Antisocial personality disorder is very difficult to treat. People with this disorder may not even want treatment or think they need it. But people with antisocial personality disorder need treatment and close follow-up over the long term.
People with antisocial personality disorder may also need treatment for other conditions, such as depression, anxiety or substance use disorders. Medical and mental health providers with experience treating antisocial personality disorder and commonly associated conditions are most likely to be helpful.
The best treatment or combination of treatments depends on each person's particular situation and severity of symptoms.
Psychotherapy, also called talk therapy, is sometimes used to treat antisocial personality disorder. Psychotherapy is not always effective, especially if symptoms are severe and the person can't admit that he or she contributes to problems.

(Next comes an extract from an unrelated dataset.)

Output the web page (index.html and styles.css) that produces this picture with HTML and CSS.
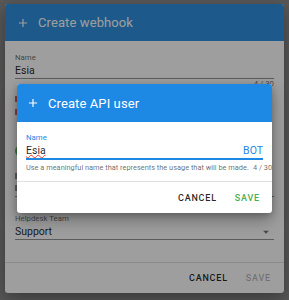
FILE: index.html
```html
<!DOCTYPE html>
<html>
<head>
<meta charset="utf-8">
<link rel="stylesheet" href="styles.css">
</head>
<body>
<div class="dialog outer">
  <div class="head">
    <svg class="plus" viewBox="0 0 24 24" width="14" height="14"><path d="M19 13h-6v6h-2v-6H5v-2h6V5h2v6h6v2z" fill="currentColor"/></svg>
    <span class="title">Create webhook</span>
  </div>
  <div class="o-body">
    <div class="label">Name</div>
    <div class="value line">Esia</div>
    <div class="counter">4 / 30</div>
    <div class="bar red e1"></div>
    <div class="bar red e2"></div>
    <div class="chip"><span class="dot"></span></div>
    <div class="bar gray mid"></div>
    <div class="field-hidden"><span class="bar gray"></span></div>
    <div class="team">
      <div class="label">Helpdesk Team</div>
      <div class="value line select"><span>Support</span>
        <svg class="arrow" viewBox="0 0 24 24" width="14" height="14"><path d="M7 10l5 5 5-5z" fill="currentColor"/></svg>
      </div>
    </div>
  </div>
  <div class="foot">
    <span class="btn">CANCEL</span>
    <span class="btn disabled">SAVE</span>
  </div>
</div>
<div class="scrim"></div>
<div class="dialog inner">
  <div class="head bright">
    <svg class="plus" viewBox="0 0 24 24" width="14" height="14"><path d="M19 13h-6v6h-2v-6H5v-2h6V5h2v6h6v2z" fill="currentColor"/></svg>
    <span class="title">Create API user</span>
  </div>
  <div class="i-body">
    <div class="label focus">Name</div>
    <div class="value focusline"><span class="spell">Esia</span><span class="suffix">BOT</span></div>
    <div class="hint"><span>Use a meaningful name that represents the usage that will be made.</span><span>4 / 30</span></div>
  </div>
  <div class="foot ifoot">
    <span class="btn">CANCEL</span>
    <span class="btn save">SAVE</span>
  </div>
</div>
</body>
</html>
```
FILE: styles.css
```css
html, body {
  margin: 0;
  padding: 0;
}
body {
  width: 289px;
  height: 300px;
  background: #8e8e8e;
  font-family: Roboto, "Noto Sans", sans-serif;
  position: relative;
  overflow: hidden;
  color: rgba(0,0,0,.87);
}
.dialog {
  position: absolute;
  background: #fff;
  border-radius: 3px;
  display: flex;
  flex-direction: column;
  overflow: hidden;
}
.outer {
  left: 5px;
  top: 4px;
  width: 279px;
  height: 289px;
  box-shadow: 0 6px 18px rgba(0,0,0,.35);
}
.inner {
  left: 17px;
  top: 84px;
  width: 255px;
  height: 129px;
  box-shadow: 0 7px 16px rgba(0,0,0,.3), 0 2px 6px rgba(0,0,0,.2);
}
.scrim {
  position: absolute;
  inset: 0;
  background: rgba(0,0,0,.38);
}
.head {
  height: 37px;
  flex: none;
  background: #2f92e0;
  color: #fff;
  display: flex;
  align-items: center;
  gap: 8px;
  padding-left: 11px;
}
.head.bright {
  height: 38px;
  background: #1e88e5;
  padding-left: 9px;
}
.title {
  font-size: 13px;
  letter-spacing: 0.1px;
}
.o-body {
  flex: 1;
  display: flex;
  flex-direction: column;
  padding: 12px 10px 0;
}
.label {
  font-size: 7.8px;
  line-height: 10px;
  color: rgba(0,0,0,.6);
}
.value {
  font-size: 10.5px;
  line-height: 15px;
}
.line {
  border-bottom: 1px solid rgba(0,0,0,.42);
}
.counter {
  font-size: 7.8px;
  line-height: 10px;
  text-align: right;
  color: rgba(0,0,0,.6);
}
.bar {
  display: block;
  width: 30px;
  height: 6px;
}
.red { background: rgba(229,57,53,.8); }
.gray { background: rgba(0,0,0,.4); }
.e1 { margin-top: 7px; }
.e2 { margin-top: 7px; }
.chip {
  margin-top: 30px;
  display: flex;
  align-items: center;
  height: 12px;
}
.dot {
  width: 12px;
  height: 12px;
  border-radius: 50%;
  background: #66bb6a;
}
.mid { margin-top: 16px; }
.field-hidden {
  margin-top: 6px;
  padding-bottom: 5px;
  border-bottom: 1px solid rgba(0,0,0,.42);
}
.team {
  margin-top: auto;
  padding-bottom: 22px;
}
.select {
  display: flex;
  justify-content: space-between;
  align-items: center;
}
.arrow {
  color: rgba(0,0,0,.54);
  margin-right: 1px;
}
.foot {
  flex: none;
  height: 30px;
  border-top: 1px solid rgba(0,0,0,.12);
  display: flex;
  justify-content: flex-end;
  align-items: center;
  gap: 18px;
  padding-right: 13px;
}
.btn {
  font-size: 9px;
  font-weight: 500;
  letter-spacing: 0.8px;
  color: rgba(0,0,0,.87);
}
.btn.disabled {
  color: rgba(0,0,0,.3);
}
.btn.save {
  color: #4caf50;
}
.ifoot {
  height: 31px;
  padding-right: 12px;
}
.i-body {
  flex: 1;
  padding: 11px 9px 0;
}
.focus {
  color: #1e88e5;
}
.focusline {
  display: flex;
  justify-content: space-between;
  border-bottom: 2px solid #1e88e5;
  line-height: 15px;
}
.spell {
  text-decoration: underline wavy #e53935;
  text-decoration-thickness: 0.8px;
  text-underline-offset: 0;
}
.suffix {
  color: #1e88e5;
}
.hint {
  margin-top: 3px;
  display: flex;
  justify-content: space-between;
  gap: 4px;
  font-size: 7.4px;
  line-height: 10px;
  white-space: nowrap;
  color: rgba(0,0,0,.6);
}
```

Psychotherapy may be provided in individual sessions, in group therapy, or in sessions that include family or even friends.
There are no medications specifically approved by the Food and Drug Administration to treat antisocial personality disorder. However, several types of psychiatric medications may help with certain conditions sometimes associated with antisocial personality disorder or with symptoms such as aggression. These medications may include antipsychotic, antidepressant or mood-stabilizing medications. They must be prescribed cautiously because some have the potential for misuse.
If you have a loved one with antisocial personality disorder, it's critical that you also get help for yourself. Mental health professionals with experience managing this condition can teach you skills to learn how to set boundaries and help protect yourself from the aggression, violence and anger common to antisocial personality disorder. They can also recommend strategies for coping.
Ask the people on your loved one's treatment team for a referral. They may also be able to recommend support groups for families and friends affected by antisocial personality disorder.